Earliest examples displayed include a sumptuous silk and velvet bedcover, with an oral narrative that links it to King Charles II's visit to an Exeter manor house in the late 17th century. Recent examples include works by leading artists such as Grayson Perry and Tracey Emin and commissions for the exhibition by a number of contemporary artists including Sue Stockwell and Caren Garfen.
At a time when we are used to high speed communication and instant gratification, Quilts takes us back to an age of slow design.  Many of the contemporary artists involved in the exhibition focus on the multi-layering of textiles as a metaphor for our complex modern lives.  Sara Impey is taken with the idea that “a narrative imbues every quilt” while the painterly approach of Jo Budd takes us in the direction of large scale colour painting.
This exciting exhibition also includes examples of work from inmates at Wandsworth prison (Fine Cell Work) who find solace in the creative process of design and the meditative process of stitching.

 

 

Thursday, 18 March, 11:00 am - 2:00 pm

Photo/Video Crawl in the West End:
Curator/Gallerist/Artist talks
Start: Frith Street Gallery, 17-18 Golden Square, W1F 9JJ

A West End crawl with curator/gallerist/artist talks, to include:

·       Jaki Irvine, Seven Folds in Time, a multiscreen installation exploring the relationship between film and music at Frith Street Gallery

·       24:2010, 24 photographers each capturing an hour of New Year’s Day – tour by artist in Golden Square

·       Alice Anderson, Time Reversal, installation, including thousands of metres of hair, film, sculptures and photographs, based on fictional childhood memories at Riflemaker.  The artist was present to discuss her work.

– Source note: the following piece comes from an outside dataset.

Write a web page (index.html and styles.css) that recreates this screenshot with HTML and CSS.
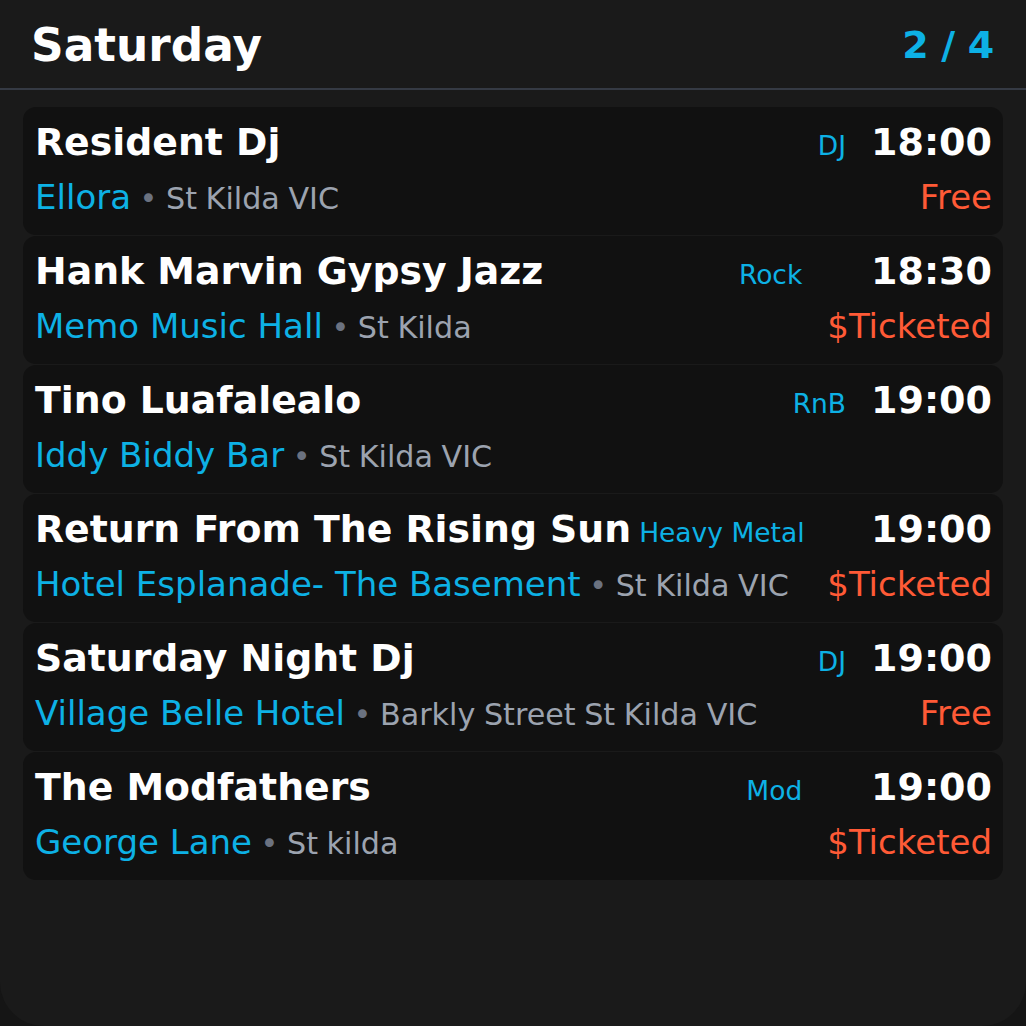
FILE: index.html
```html
<!DOCTYPE html>
<html>
<head>
<meta charset="utf-8">
<link rel="stylesheet" href="styles.css">
</head>
<body>
<div class="screen">
  <header class="header">
    <h1 class="day">Saturday</h1>
    <div class="page">2 / 4</div>
  </header>
  <div class="list">
    <div class="card">
      <div class="top"><span class="title">Resident Dj</span><span class="tag">DJ</span></div>
      <div class="time">18:00</div>
      <div class="where"><span class="venue">Ellora</span><span class="loc"> <span class="dot">•</span> St Kilda VIC</span></div>
      <div class="price">Free</div>
    </div>
    <div class="card">
      <div class="top"><span class="title">Hank Marvin Gypsy Jazz</span><span class="tag">Rock</span></div>
      <div class="time">18:30</div>
      <div class="where"><span class="venue">Memo Music Hall</span><span class="loc"> <span class="dot">•</span> St Kilda</span></div>
      <div class="price">$Ticketed</div>
    </div>
    <div class="card">
      <div class="top"><span class="title">Tino Luafalealo</span><span class="tag">RnB</span></div>
      <div class="time">19:00</div>
      <div class="where"><span class="venue">Iddy Biddy Bar</span><span class="loc"> <span class="dot">•</span> St Kilda VIC</span></div>
      <div class="price"></div>
    </div>
    <div class="card">
      <div class="top"><span class="title">Return From The Rising Sun</span><span class="tag">Heavy Metal</span></div>
      <div class="time">19:00</div>
      <div class="where"><span class="venue">Hotel Esplanade- The Basement</span><span class="loc"> <span class="dot">•</span> St Kilda VIC</span></div>
      <div class="price">$Ticketed</div>
    </div>
    <div class="card">
      <div class="top"><span class="title">Saturday Night Dj</span><span class="tag">DJ</span></div>
      <div class="time">19:00</div>
      <div class="where"><span class="venue">Village Belle Hotel</span><span class="loc"> <span class="dot">•</span> Barkly Street St Kilda VIC</span></div>
      <div class="price">Free</div>
    </div>
    <div class="card">
      <div class="top"><span class="title">The Modfathers</span><span class="tag">Mod</span></div>
      <div class="time">19:00</div>
      <div class="where"><span class="venue">George Lane</span><span class="loc"> <span class="dot">•</span> St kilda</span></div>
      <div class="price">$Ticketed</div>
    </div>
  </div>
</div>
</body>
</html>
```

FILE: styles.css
```css
html, body {
  margin: 0;
  padding: 0;
  background: #151515;
}
body {
  font-family: "DejaVu Sans", sans-serif;
  color: #fff;
}
.screen {
  width: 1026px;
  height: 1026px;
  box-sizing: border-box;
  background: #1a1a1a;
  border-radius: 0 0 44px 44px;
  overflow: hidden;
}
.header {
  height: 88px;
  display: flex;
  align-items: center;
  justify-content: space-between;
  padding: 0 32px 0 31px;
  border-bottom: 2px solid #353a44;
}
.day {
  margin: 0;
  font-size: 45.4px;
  font-weight: bold;
  color: #fff;
  line-height: 1;
  padding-top: 4px;
}
.page {
  font-size: 38px;
  font-weight: bold;
  color: #0db1e5;
  line-height: 1;
  letter-spacing: -0.3px;
  padding-top: 2px;
}
.list {
  padding: 17px 23px 0 23px;
  display: flex;
  flex-direction: column;
  gap: 1px;
}
.card {
  height: 128px;
  box-sizing: border-box;
  background: #111111;
  border-radius: 13px;
  padding: 13px 11px 0 12px;
  display: grid;
  grid-template-columns: 1fr auto;
  grid-template-rows: auto auto;
  align-content: start;
  column-gap: 25px;
  row-gap: 13px;
  line-height: normal;
}
.top {
  display: flex;
  align-items: baseline;
  gap: 8px;
  min-width: 0;
  font-size: 38px;
}
.title {
  font-size: 37.8px;
  font-weight: bold;
  white-space: nowrap;
}
.tag {
  margin-left: auto;
  font-size: 26.5px;
  color: #0db1e5;
  white-space: nowrap;
}
.time {
  font-size: 38px;
  font-weight: bold;
  text-align: right;
  justify-self: end;
}
.where {
  white-space: nowrap;
  font-size: 34px;
}
.venue {
  font-size: 34px;
  color: #0db1e5;
}
.loc {
  font-size: 30.2px;
  color: #9ca3af;
  word-spacing: -1px;
}
.dot {
  color: #6b7280;
}
.price {
  font-size: 34px;
  color: #ff5a36;
  text-align: right;
  justify-self: end;
}
```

·       Deutsche Börse Prize at the Photographers’ Gallery:  three of four shortlisted photographers are women: Anna Fox, Zoe Leonard and Sophie Ristelhueber.

 

 

Wednesday, 10 March, 9:15 – 10:15

Gillian Ayres at 80,
Coffee and Gallerist’s talk

Alan Cristea Gallery, 34 Cork Street, W1S 3NU
  www.alancristea.com

A pre-opening private view and gallerist’s talk, introducing this exhibition showcasing new work by one of Britain’s most respected artists celebrating her 80th birthday.

Broadcaster Andrew Marr described Gillian Ayres as ‘probably the finest abstract painter alive in Britain’. He continued: ‘Ayres has always been obsessively concerned with painting — the unfolding of a self-contained logic, whirling chaos held just in check. In her acid/sweet collisions, the complexity and crampedness, and then the unscrambling, of the canvas, it’s about energy, laid down in colour and transmitted in shockwaves to the viewer'.

Ayres is best known for her vibrant palette and the sheer physicality with which she applies paint to canvas. The works in this exhibition contain many familiar motifs but also represent a marked progression. Each work brims with her usual energy, however these new compositions are more distilled and exude the confidence of a painter at the height of her powers.

Ayres was initially influenced by American Abstract Expressionism in the 1950s, but sees her work as part of a European tradition. Gillian Ayres said: 'Titian, Rubens and Matisse are the greatest painters, unashamedly, of sheer beauty but they also used the medium to the fullest in every sense before or since.' 

 

 

 

Wednesday, 3rd March, from 6:30 – 8:00 pm

Projectspace 176/ Zabludowicz Collection
Private Guided Tour

After hours access and a curator guided tour of The Library of Babel / In and Out of Place, in which guest curator, Anna-Catharina Gebbers invited us into a salon-style exhibition of selections from the Zabludowicz Collection.  Showcasing 200 works, the format emphasises the deliberately overwhelming amount of contemporary works of art including painting, photography, sculpture and video.

 

Wednesday, 3rd February

Day trip to Liverpool

Day trip to Liverpool with a visit to the exhibition "The Rise of Women Artists" at the Walker Art Museum , led by curator Laura MacCulloch. We also had some time to view the permanent collections at the Walker and visit  “Afro Modern – Journeys through the Black Atlantic” at Tate Liverpool with an introduction to the exhibition by co-curator Peter Gorschlüter.
 
At 3:30 participants were free to choose from the following options:
 
- a private visit to the Paintings and Works on Paper studios  at the Conservation Centre of the National Museums Liverpool with talks by David Abbot and other restoration experts ;
- continuing to visit Tate Liverpool (in addition to “Afro Modern” there was a survey exhibition of sculpture from the Tate Collection “This is Sculpture”  as well as Mark Rothko’s Seagrams Murals);
- exploring Liverpool on your own. 

 

Monday 1st February at 9:30 a.m.

Lisa Milroy RA
Breakfast Talk


The Arts Club
40 Dover Street
London W1S 4NP


Lisa Milroy RA spoke "in conversation" with Friends of NMWA UK subscriber Susie Allen of Artwise Curators about her experiences as a woman academician, particularly her recent experience on the Council, the governing body of the Royal Academy.
This event is part of a series of breakfast talks about the role of women at the Royal Academy .  Friends of NMWA , UK has kindly been invited to participate in this series in collaboration with the Contemporary Circle of the Royal Academy.